**SET TASK:** Find how many lines in the data below include the word "code", then write only that number.

**GIVEN RECORDS:**
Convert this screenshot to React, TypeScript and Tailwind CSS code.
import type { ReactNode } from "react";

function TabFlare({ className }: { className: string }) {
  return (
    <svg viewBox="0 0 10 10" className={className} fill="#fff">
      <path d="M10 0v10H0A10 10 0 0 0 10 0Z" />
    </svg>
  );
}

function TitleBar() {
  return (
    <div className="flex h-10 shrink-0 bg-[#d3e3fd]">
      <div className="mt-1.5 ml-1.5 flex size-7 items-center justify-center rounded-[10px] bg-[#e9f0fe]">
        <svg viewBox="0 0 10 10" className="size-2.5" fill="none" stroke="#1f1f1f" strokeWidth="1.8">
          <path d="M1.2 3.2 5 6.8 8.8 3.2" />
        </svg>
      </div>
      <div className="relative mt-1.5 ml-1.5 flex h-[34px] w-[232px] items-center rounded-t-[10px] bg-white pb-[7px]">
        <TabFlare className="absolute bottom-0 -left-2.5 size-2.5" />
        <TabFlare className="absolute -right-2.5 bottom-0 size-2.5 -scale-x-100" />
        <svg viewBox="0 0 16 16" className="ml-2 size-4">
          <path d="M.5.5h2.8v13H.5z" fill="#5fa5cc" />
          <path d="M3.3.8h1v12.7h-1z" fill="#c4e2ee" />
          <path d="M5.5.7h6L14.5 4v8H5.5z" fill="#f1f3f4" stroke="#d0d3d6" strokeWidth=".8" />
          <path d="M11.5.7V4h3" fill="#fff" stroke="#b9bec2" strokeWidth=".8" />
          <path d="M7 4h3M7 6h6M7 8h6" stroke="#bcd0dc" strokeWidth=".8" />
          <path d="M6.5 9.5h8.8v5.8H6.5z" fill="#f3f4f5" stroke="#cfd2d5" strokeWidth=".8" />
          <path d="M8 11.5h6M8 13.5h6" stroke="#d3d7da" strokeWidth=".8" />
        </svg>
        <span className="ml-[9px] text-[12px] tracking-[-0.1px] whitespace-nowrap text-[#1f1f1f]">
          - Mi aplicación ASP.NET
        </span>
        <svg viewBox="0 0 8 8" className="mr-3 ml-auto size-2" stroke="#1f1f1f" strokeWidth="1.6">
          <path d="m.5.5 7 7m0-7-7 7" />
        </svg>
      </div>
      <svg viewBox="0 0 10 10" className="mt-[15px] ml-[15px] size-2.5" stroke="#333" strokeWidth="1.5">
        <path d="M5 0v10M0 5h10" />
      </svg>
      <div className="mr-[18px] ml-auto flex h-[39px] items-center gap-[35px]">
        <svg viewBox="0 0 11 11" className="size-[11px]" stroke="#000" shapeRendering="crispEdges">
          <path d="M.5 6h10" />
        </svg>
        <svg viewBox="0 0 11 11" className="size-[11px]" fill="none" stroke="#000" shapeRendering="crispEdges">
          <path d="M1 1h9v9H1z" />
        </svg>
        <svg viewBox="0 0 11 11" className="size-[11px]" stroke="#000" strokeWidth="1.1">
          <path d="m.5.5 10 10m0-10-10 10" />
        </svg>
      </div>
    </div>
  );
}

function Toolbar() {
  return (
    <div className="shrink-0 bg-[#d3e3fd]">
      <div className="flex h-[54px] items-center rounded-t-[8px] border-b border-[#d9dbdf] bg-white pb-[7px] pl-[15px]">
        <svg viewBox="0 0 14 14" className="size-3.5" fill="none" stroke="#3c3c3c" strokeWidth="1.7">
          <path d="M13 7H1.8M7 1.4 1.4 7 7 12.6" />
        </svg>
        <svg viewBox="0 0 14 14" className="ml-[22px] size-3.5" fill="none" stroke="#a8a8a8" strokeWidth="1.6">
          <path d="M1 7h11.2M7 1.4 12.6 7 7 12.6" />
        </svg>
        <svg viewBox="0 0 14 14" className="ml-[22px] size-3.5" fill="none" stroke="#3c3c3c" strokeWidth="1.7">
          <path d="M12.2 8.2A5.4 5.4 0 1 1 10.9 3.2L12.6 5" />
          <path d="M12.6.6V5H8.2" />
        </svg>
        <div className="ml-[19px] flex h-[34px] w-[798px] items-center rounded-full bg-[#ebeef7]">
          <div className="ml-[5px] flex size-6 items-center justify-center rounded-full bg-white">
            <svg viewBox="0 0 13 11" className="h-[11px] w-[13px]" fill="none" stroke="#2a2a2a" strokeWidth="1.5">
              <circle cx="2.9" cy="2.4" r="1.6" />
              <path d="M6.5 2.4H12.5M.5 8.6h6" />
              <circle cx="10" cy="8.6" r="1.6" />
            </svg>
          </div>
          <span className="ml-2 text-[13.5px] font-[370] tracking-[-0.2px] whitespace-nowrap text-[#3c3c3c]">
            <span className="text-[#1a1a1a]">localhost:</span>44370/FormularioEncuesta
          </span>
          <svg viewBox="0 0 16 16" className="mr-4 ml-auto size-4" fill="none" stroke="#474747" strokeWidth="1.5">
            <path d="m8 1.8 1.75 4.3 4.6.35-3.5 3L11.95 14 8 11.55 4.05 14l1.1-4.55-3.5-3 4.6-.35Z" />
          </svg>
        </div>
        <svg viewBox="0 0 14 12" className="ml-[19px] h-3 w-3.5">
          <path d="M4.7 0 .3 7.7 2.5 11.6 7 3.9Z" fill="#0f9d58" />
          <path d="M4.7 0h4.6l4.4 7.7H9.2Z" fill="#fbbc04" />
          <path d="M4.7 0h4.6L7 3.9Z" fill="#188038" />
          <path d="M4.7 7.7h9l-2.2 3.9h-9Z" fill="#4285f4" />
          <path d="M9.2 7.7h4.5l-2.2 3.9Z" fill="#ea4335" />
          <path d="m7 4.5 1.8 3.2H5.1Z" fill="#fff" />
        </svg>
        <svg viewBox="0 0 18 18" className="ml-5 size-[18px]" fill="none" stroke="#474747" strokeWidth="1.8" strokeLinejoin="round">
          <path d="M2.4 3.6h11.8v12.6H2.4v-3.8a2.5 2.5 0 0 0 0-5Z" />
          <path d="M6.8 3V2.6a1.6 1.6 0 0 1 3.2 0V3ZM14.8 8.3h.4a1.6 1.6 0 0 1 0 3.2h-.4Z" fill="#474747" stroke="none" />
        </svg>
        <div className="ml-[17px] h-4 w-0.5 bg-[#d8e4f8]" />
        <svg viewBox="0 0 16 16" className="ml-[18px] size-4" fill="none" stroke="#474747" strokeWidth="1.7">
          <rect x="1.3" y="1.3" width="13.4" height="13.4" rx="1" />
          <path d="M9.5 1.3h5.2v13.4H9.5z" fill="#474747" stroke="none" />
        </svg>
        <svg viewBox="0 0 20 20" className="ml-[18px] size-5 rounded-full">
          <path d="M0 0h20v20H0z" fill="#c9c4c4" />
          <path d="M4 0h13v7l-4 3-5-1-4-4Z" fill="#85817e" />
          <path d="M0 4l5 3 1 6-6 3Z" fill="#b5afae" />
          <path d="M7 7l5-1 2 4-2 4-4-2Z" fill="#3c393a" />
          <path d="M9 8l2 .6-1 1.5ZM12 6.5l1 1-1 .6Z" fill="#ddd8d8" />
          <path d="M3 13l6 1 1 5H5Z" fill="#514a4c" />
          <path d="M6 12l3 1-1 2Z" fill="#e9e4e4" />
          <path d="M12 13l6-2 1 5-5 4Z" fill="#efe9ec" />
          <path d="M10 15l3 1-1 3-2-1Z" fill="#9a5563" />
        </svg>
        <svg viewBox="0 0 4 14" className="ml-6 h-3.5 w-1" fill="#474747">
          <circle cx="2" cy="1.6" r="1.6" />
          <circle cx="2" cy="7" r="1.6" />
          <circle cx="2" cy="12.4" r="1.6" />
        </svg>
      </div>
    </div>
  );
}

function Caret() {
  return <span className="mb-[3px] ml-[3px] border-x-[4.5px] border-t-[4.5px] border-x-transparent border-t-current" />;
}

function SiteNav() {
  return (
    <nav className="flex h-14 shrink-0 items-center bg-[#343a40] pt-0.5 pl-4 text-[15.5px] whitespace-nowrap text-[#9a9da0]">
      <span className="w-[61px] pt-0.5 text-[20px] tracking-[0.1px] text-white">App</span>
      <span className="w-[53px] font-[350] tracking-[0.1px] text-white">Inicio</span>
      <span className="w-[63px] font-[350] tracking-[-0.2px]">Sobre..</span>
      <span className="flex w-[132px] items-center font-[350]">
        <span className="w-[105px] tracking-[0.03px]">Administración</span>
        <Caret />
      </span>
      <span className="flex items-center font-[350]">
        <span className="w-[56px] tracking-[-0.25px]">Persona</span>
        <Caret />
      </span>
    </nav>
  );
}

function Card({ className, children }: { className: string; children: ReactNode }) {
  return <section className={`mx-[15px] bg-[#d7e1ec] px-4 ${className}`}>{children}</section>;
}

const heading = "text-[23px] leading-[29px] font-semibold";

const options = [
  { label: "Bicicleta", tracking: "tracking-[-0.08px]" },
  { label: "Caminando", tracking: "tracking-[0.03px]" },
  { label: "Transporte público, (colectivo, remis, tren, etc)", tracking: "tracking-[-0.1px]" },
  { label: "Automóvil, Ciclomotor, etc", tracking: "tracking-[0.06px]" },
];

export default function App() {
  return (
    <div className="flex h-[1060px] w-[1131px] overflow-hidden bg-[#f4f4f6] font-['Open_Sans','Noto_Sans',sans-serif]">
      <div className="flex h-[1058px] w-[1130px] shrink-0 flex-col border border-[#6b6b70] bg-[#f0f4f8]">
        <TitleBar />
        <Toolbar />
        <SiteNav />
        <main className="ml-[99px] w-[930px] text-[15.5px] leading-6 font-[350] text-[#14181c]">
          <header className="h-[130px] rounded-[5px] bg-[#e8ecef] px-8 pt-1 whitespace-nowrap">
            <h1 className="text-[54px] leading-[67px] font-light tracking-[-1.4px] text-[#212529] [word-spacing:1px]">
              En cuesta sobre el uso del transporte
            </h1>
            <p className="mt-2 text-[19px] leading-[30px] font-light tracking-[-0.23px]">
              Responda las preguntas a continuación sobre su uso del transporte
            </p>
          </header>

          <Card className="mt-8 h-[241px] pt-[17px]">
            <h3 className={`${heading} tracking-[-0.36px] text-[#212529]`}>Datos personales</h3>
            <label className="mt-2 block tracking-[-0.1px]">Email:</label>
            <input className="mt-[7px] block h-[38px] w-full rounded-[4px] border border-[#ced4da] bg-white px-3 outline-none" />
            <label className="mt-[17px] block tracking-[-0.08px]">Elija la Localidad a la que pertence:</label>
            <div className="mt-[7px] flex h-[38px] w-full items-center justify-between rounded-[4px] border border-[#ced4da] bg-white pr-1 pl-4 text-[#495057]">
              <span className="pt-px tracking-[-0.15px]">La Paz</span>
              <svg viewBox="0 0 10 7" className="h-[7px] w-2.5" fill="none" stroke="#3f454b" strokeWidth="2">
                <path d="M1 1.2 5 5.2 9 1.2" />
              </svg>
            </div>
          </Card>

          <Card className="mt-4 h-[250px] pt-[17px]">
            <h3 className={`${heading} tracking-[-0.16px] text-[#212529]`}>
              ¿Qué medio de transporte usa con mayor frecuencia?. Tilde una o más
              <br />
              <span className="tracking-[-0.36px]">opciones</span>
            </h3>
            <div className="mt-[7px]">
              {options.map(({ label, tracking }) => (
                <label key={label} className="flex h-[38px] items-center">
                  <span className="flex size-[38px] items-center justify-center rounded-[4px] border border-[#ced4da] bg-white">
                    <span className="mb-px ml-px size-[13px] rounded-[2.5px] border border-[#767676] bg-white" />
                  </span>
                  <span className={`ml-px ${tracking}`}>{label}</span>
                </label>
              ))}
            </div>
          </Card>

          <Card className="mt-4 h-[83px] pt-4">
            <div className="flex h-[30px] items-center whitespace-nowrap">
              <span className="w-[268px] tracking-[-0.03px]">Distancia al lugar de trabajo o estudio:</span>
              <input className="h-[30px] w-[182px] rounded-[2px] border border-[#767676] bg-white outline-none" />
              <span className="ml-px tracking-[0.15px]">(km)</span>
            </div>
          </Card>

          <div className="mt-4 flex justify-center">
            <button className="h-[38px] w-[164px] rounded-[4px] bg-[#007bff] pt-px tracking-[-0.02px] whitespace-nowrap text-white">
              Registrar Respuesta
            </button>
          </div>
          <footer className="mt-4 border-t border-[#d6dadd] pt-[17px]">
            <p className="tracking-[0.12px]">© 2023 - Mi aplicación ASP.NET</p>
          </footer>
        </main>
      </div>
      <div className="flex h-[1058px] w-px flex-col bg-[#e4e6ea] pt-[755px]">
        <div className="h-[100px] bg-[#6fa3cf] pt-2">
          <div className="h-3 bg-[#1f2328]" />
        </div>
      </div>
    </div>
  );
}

==

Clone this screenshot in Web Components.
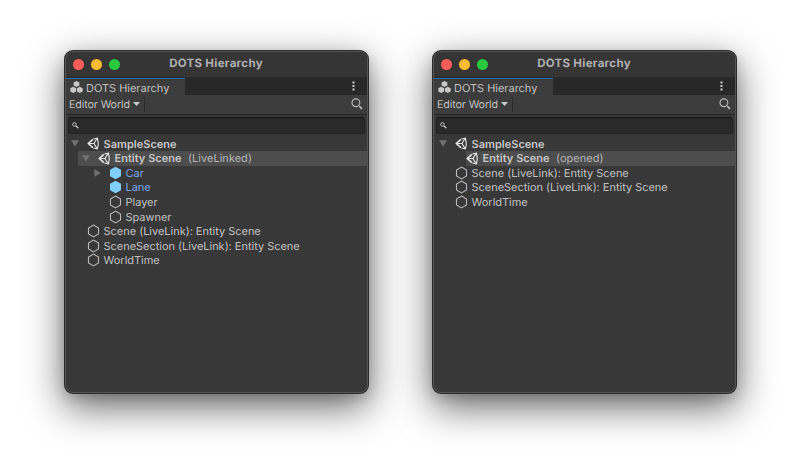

--

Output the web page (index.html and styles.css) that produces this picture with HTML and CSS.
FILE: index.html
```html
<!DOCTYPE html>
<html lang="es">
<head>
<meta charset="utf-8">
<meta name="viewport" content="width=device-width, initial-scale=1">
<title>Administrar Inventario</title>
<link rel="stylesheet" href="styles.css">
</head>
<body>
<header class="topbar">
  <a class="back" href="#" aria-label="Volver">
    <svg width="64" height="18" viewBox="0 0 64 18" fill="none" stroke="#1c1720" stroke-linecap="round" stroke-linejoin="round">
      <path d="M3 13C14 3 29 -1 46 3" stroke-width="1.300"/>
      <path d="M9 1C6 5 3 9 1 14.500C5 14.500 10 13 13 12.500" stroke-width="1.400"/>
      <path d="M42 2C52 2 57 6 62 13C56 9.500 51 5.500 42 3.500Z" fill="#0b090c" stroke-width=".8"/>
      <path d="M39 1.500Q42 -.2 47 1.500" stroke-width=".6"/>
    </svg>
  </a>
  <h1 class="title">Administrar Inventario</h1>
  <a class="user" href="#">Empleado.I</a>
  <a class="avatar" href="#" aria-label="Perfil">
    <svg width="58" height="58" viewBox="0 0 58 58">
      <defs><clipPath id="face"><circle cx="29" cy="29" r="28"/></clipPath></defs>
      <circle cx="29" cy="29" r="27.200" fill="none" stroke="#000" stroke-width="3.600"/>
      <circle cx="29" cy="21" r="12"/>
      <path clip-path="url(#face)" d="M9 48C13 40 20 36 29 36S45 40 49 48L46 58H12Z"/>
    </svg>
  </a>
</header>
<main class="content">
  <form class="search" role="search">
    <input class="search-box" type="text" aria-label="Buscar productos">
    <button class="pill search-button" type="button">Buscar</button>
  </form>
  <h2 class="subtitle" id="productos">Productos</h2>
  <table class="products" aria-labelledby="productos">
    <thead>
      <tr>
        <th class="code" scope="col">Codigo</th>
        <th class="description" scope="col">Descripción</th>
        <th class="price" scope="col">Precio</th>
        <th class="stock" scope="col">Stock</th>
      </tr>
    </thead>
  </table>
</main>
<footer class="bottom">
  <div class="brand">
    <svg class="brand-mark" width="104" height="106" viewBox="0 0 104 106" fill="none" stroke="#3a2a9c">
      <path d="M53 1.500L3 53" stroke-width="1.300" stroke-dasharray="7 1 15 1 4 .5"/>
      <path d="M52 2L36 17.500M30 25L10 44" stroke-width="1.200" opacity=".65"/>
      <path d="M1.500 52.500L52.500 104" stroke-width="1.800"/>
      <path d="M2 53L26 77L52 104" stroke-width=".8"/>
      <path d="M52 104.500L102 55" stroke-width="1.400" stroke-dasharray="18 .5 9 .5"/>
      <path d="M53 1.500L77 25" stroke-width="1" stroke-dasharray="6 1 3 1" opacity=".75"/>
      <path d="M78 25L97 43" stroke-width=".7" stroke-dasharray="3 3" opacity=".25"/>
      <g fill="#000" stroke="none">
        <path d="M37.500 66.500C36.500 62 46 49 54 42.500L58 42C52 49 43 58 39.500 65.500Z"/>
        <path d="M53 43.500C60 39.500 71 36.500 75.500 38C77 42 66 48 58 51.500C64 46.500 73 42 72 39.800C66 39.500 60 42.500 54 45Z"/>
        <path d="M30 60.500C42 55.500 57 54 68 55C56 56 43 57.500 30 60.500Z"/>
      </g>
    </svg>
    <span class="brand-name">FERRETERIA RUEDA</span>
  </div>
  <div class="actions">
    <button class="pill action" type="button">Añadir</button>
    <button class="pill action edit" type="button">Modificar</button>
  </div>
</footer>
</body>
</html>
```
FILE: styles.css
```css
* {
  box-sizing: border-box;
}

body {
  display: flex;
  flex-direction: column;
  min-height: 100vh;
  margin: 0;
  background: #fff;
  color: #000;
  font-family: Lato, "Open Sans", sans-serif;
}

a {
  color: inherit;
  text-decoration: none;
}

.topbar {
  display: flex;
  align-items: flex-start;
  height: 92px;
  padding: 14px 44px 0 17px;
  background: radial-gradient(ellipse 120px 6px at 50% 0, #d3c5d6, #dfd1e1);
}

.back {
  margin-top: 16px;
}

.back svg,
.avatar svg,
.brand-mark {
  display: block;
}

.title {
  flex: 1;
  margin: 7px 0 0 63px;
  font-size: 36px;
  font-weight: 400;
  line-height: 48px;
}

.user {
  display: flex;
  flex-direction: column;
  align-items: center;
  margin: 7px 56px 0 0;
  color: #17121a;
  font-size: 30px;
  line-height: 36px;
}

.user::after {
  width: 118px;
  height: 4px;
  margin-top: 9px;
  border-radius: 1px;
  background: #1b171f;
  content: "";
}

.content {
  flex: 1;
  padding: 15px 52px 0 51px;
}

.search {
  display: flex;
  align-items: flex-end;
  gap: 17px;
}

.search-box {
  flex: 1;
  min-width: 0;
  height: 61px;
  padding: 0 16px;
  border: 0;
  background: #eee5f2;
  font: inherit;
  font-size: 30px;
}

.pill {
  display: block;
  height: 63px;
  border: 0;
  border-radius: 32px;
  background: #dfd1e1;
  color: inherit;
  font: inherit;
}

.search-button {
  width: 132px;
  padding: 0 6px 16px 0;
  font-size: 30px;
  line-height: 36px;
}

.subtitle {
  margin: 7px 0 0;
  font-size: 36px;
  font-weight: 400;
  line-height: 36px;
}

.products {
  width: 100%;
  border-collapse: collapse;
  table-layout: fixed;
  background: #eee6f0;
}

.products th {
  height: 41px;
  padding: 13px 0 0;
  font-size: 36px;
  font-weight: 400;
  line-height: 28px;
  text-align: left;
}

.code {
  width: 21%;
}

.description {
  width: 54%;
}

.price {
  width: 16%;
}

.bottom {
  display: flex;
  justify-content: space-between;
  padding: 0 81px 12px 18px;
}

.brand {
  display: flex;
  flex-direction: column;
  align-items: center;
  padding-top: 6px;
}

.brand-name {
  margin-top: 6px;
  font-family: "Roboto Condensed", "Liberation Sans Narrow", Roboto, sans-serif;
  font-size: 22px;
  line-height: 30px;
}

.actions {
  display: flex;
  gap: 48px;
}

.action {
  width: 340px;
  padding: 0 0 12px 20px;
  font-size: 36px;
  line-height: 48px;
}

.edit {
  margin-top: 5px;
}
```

**ANSWER BELOW:** 3